Achcar emphasizes that we are still in the early phases of what may turn into a decades-long revolutionary process. He argues that the political Islamic movements, while conservative and often (although not uniformly) counter-revolutionary, may have already peaked. He writes,
What this overview suggests is that while the earthquake of the Arab uprising has certainly caused an “Islamic tsunami,” as was only to be expected, it was, all in all, limited in size and scope. We would, moreover, do well to spin the metaphor out to the end. A tsunami is a transitory phenomenon; it rarely engulfs stretches of land for good. In time, we may very well discover that the “Islamic tsunami” was both the high point of the resurgence of Islamic fundamentalism that has been under way since the 1970s and also the point of departure for a new political cycle in the Arab region, one determined by the long-term revolutionary process that was set in motion on 17 December 2010 in Sidi Bouzid, Tunisia. (261)

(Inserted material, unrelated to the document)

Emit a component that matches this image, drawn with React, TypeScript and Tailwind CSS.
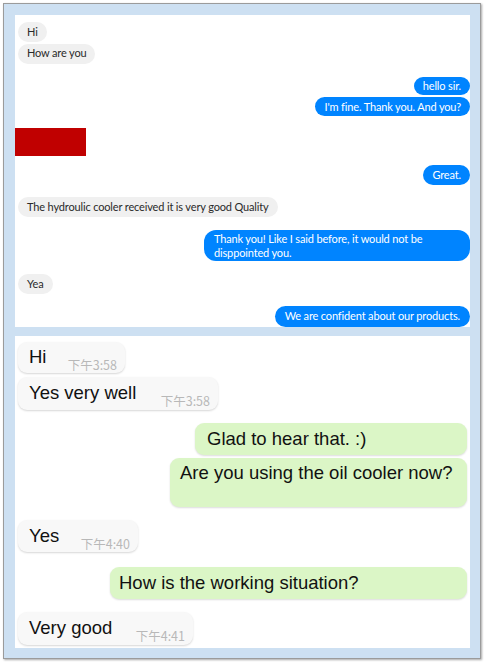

It is easy to follow the events of the Arab Spring as it continues to unfold and get excited by some developments only to have the enthusiasm dashed by new twists and turns. While it is important to not gloss over troubling data, Achcar is correct to insist that we are still in the early stages and many different roads are still open. What he says about Libya is true for the entire region: “The game is not over yet” (209).